Diplomats and trade officials say any engagement with Iran would need to be calibrated carefully against South Africa’s obligations under its own sanctions legislation and foreign policy positions, as well as its long-standing insistence that unilateral sanctions should not undermine the sovereignty of third countries.
“Iran is ready, should there be any request from any friendly country, including South Africa, regarding the purchase of energy, to give it consideration and respond positively,” a representative from the Iranian embassy said.
Tehran has increasingly pivoted toward Africa and Asia to mitigate the impact of Western pressure, successfully securing buyers in China and other emerging markets. This strategy aligns with the broader expansion of the BRICS bloc, of which South Africa, Iran, and Russia are all members, and is framed by Iranian officials as part of a deliberate “de-dollarisation” and South-South cooperation agenda.

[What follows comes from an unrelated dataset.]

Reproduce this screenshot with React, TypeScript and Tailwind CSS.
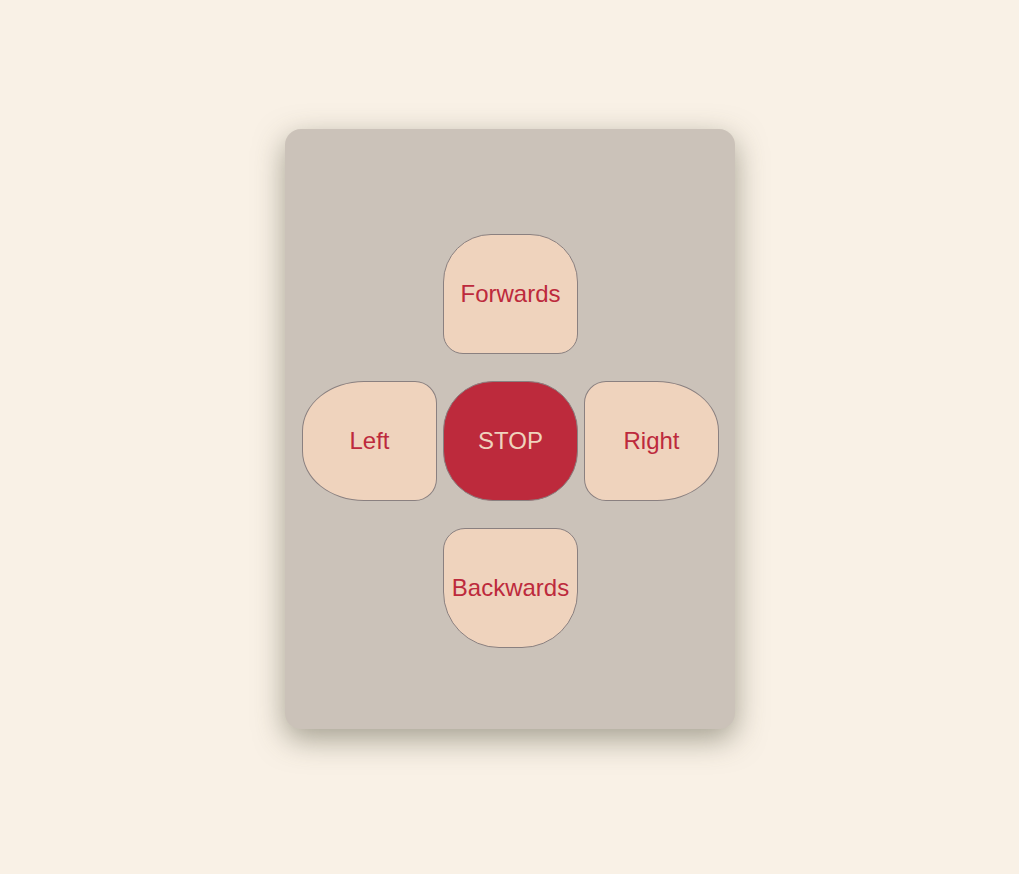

Domestic Pressures and Fuel Stability
Despite the diplomatic sensitivity, South Africa is grappling with the economic fallout of regional instability. Supply disruptions along the Strait of Hormuz-a critical maritime chokepoint through which a significant portion of the world’s oil passes-have already impacted the domestic market by increasing freight and insurance costs, even when physical deliveries are not directly interrupted.
In response to these disruptions, the South African government increased fuel prices on April 1. To mitigate the impact on consumers, the government implemented a temporary fuel levy reprieve of R3, effectively forgoing a portion of the general fuel levy to cushion households and businesses already under pressure from high inflation and slow growth.
Mineral and Petroleum Resources Minister Gwede Mantashe has declined to comment specifically on the Iranian offer, citing ongoing interdepartmental consultations, though he has previously emphasized the stability of the nation’s reserves.
“There’s no shortage of petrol, oil or diesel in the country. It is just expensive. That is the function of the price,” Mantashe told parliament’s portfolio committee on mineral and petroleum resources, underscoring that current concerns are about affordability rather than physical scarcity.
Strategies for Energy Security
Pretoria’s long-term energy strategy focuses on diversification to reduce vulnerability to any single geopolitical flashpoint. Currently, South Africa relies on a diverse mix of crude and refined fuel, with heavy reliance on African producers:
- Nigeria: A primary source of crude oil imports, feeding domestic refineries when operating at capacity.
- Angola: A key regional supplier of raw petroleum and a strategic partner within Africa.
- Middle Eastern producers: Essential for refined products, though supply routes remain heavily dependent on the Strait of Hormuz.
The government is attempting to shift its dependency from imported refined products to domestic production. Currently, South Africa relies on the Strait of Hormuz for approximately 60% of its finished product supply. To counter this, the state is prioritizing the optimization of the Natref Refinery and a Cape Town refinery to increase domestic processing capacity and rebuild resilience after the closure or mothballing of several older plants.
This drive for autonomy is guided in part by national policy instruments such as the National Energy Act, which mandates security of supply and diversification of energy sources, and is reflected in a broader engagement strategy that includes ongoing discussions with Russia and various Middle Eastern and African producers to ensure that supply shocks in one region do not paralyze the national economy.
Officials in Pretoria say any decision on Iranian crude would have to balance that legal imperative for energy security with the diplomatic and financial exposure created by potential U.S. enforcement action, including possible impacts on state-owned entities and commercial banks.
The South African government has not provided a timeline for a decision on the Iranian proposal, and the Department of Mineral Resources and Energy continues to monitor global price volatility. Cabinet-level deliberations are expected to weigh the offer alongside other supply options, with officials stressing that no agreement will be concluded without a clear assessment of the sanctions risk and its implications for South Africa’s broader foreign policy posture.